— Set task —
Extract the listing below in full, unchanged.
• • • • •
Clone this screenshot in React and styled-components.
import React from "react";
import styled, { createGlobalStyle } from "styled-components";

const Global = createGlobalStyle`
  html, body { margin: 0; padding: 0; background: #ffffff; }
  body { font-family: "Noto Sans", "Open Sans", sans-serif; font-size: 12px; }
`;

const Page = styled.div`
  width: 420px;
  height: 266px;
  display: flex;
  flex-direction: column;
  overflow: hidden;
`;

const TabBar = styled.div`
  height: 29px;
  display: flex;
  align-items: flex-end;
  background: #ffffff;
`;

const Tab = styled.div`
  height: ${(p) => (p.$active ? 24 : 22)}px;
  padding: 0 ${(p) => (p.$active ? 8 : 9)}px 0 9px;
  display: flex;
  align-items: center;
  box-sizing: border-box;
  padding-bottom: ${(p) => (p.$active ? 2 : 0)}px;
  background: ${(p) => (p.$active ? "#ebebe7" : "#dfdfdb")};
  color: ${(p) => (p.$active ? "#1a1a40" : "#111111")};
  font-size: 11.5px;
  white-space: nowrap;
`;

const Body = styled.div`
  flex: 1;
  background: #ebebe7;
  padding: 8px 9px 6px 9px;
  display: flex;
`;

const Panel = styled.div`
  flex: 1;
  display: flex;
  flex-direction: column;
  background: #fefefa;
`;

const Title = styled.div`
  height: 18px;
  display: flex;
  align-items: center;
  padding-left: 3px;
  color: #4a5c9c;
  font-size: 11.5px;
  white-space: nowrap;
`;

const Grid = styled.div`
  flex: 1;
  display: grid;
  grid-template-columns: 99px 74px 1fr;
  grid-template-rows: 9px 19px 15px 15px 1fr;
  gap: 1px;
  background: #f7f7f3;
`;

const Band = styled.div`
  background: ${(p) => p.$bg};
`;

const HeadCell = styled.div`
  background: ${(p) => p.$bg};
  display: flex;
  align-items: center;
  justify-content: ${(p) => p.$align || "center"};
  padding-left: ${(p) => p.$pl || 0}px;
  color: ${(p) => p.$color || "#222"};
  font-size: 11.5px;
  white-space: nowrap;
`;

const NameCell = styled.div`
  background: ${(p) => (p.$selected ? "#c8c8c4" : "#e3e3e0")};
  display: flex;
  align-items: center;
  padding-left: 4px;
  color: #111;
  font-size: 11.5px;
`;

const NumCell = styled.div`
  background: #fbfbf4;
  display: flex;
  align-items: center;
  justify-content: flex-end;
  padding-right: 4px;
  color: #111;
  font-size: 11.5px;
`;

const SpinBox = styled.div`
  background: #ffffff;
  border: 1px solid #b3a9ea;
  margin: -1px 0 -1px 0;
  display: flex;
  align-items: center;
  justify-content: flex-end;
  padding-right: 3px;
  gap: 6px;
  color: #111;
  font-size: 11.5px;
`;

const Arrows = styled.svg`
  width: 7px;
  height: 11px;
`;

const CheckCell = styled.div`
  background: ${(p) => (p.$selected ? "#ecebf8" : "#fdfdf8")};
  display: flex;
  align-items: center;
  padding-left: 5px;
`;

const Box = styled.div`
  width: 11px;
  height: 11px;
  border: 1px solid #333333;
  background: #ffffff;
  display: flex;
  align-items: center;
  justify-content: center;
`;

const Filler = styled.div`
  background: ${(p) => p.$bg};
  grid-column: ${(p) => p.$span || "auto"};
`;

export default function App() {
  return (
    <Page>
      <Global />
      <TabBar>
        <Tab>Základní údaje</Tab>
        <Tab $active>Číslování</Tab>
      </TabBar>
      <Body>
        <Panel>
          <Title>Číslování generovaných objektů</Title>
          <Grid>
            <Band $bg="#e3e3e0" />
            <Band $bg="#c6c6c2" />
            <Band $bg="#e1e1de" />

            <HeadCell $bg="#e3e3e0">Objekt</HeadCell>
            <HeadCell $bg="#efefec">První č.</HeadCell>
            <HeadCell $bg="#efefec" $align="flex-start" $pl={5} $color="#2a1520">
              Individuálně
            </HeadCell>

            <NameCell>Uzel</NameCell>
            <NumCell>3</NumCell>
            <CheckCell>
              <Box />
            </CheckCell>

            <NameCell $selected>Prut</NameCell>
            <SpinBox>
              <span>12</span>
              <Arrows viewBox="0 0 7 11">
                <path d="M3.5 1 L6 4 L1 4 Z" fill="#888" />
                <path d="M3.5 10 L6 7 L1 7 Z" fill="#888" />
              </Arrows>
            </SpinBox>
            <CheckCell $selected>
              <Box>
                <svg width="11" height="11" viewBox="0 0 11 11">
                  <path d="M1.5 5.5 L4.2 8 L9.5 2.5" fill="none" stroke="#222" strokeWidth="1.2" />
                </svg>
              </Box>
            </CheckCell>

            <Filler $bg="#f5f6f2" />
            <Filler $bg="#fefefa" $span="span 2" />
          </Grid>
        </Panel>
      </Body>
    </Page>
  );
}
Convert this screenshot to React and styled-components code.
• • • • •
— Exercise result —
Clone this screenshot in React and styled-components.
import React from "react";
import styled, { createGlobalStyle } from "styled-components";

const Global = createGlobalStyle`
  html, body { margin: 0; padding: 0; background: #ffffff; }
  body { font-family: "Noto Sans", "Open Sans", sans-serif; font-size: 12px; }
`;

const Page = styled.div`
  width: 420px;
  height: 266px;
  display: flex;
  flex-direction: column;
  overflow: hidden;
`;

const TabBar = styled.div`
  height: 29px;
  display: flex;
  align-items: flex-end;
  background: #ffffff;
`;

const Tab = styled.div`
  height: ${(p) => (p.$active ? 24 : 22)}px;
  padding: 0 ${(p) => (p.$active ? 8 : 9)}px 0 9px;
  display: flex;
  align-items: center;
  box-sizing: border-box;
  padding-bottom: ${(p) => (p.$active ? 2 : 0)}px;
  background: ${(p) => (p.$active ? "#ebebe7" : "#dfdfdb")};
  color: ${(p) => (p.$active ? "#1a1a40" : "#111111")};
  font-size: 11.5px;
  white-space: nowrap;
`;

const Body = styled.div`
  flex: 1;
  background: #ebebe7;
  padding: 8px 9px 6px 9px;
  display: flex;
`;

const Panel = styled.div`
  flex: 1;
  display: flex;
  flex-direction: column;
  background: #fefefa;
`;

const Title = styled.div`
  height: 18px;
  display: flex;
  align-items: center;
  padding-left: 3px;
  color: #4a5c9c;
  font-size: 11.5px;
  white-space: nowrap;
`;

const Grid = styled.div`
  flex: 1;
  display: grid;
  grid-template-columns: 99px 74px 1fr;
  grid-template-rows: 9px 19px 15px 15px 1fr;
  gap: 1px;
  background: #f7f7f3;
`;

const Band = styled.div`
  background: ${(p) => p.$bg};
`;

const HeadCell = styled.div`
  background: ${(p) => p.$bg};
  display: flex;
  align-items: center;
  justify-content: ${(p) => p.$align || "center"};
  padding-left: ${(p) => p.$pl || 0}px;
  color: ${(p) => p.$color || "#222"};
  font-size: 11.5px;
  white-space: nowrap;
`;

const NameCell = styled.div`
  background: ${(p) => (p.$selected ? "#c8c8c4" : "#e3e3e0")};
  display: flex;
  align-items: center;
  padding-left: 4px;
  color: #111;
  font-size: 11.5px;
`;

const NumCell = styled.div`
  background: #fbfbf4;
  display: flex;
  align-items: center;
  justify-content: flex-end;
  padding-right: 4px;
  color: #111;
  font-size: 11.5px;
`;

const SpinBox = styled.div`
  background: #ffffff;
  border: 1px solid #b3a9ea;
  margin: -1px 0 -1px 0;
  display: flex;
  align-items: center;
  justify-content: flex-end;
  padding-right: 3px;
  gap: 6px;
  color: #111;
  font-size: 11.5px;
`;

const Arrows = styled.svg`
  width: 7px;
  height: 11px;
`;

const CheckCell = styled.div`
  background: ${(p) => (p.$selected ? "#ecebf8" : "#fdfdf8")};
  display: flex;
  align-items: center;
  padding-left: 5px;
`;

const Box = styled.div`
  width: 11px;
  height: 11px;
  border: 1px solid #333333;
  background: #ffffff;
  display: flex;
  align-items: center;
  justify-content: center;
`;

const Filler = styled.div`
  background: ${(p) => p.$bg};
  grid-column: ${(p) => p.$span || "auto"};
`;

export default function App() {
  return (
    <Page>
      <Global />
      <TabBar>
        <Tab>Základní údaje</Tab>
        <Tab $active>Číslování</Tab>
      </TabBar>
      <Body>
        <Panel>
          <Title>Číslování generovaných objektů</Title>
          <Grid>
            <Band $bg="#e3e3e0" />
            <Band $bg="#c6c6c2" />
            <Band $bg="#e1e1de" />

            <HeadCell $bg="#e3e3e0">Objekt</HeadCell>
            <HeadCell $bg="#efefec">První č.</HeadCell>
            <HeadCell $bg="#efefec" $align="flex-start" $pl={5} $color="#2a1520">
              Individuálně
            </HeadCell>

            <NameCell>Uzel</NameCell>
            <NumCell>3</NumCell>
            <CheckCell>
              <Box />
            </CheckCell>

            <NameCell $selected>Prut</NameCell>
            <SpinBox>
              <span>12</span>
              <Arrows viewBox="0 0 7 11">
                <path d="M3.5 1 L6 4 L1 4 Z" fill="#888" />
                <path d="M3.5 10 L6 7 L1 7 Z" fill="#888" />
              </Arrows>
            </SpinBox>
            <CheckCell $selected>
              <Box>
                <svg width="11" height="11" viewBox="0 0 11 11">
                  <path d="M1.5 5.5 L4.2 8 L9.5 2.5" fill="none" stroke="#222" strokeWidth="1.2" />
                </svg>
              </Box>
            </CheckCell>

            <Filler $bg="#f5f6f2" />
            <Filler $bg="#fefefa" $span="span 2" />
          </Grid>
        </Panel>
      </Body>
    </Page>
  );
}
Convert this screenshot to React and styled-components code.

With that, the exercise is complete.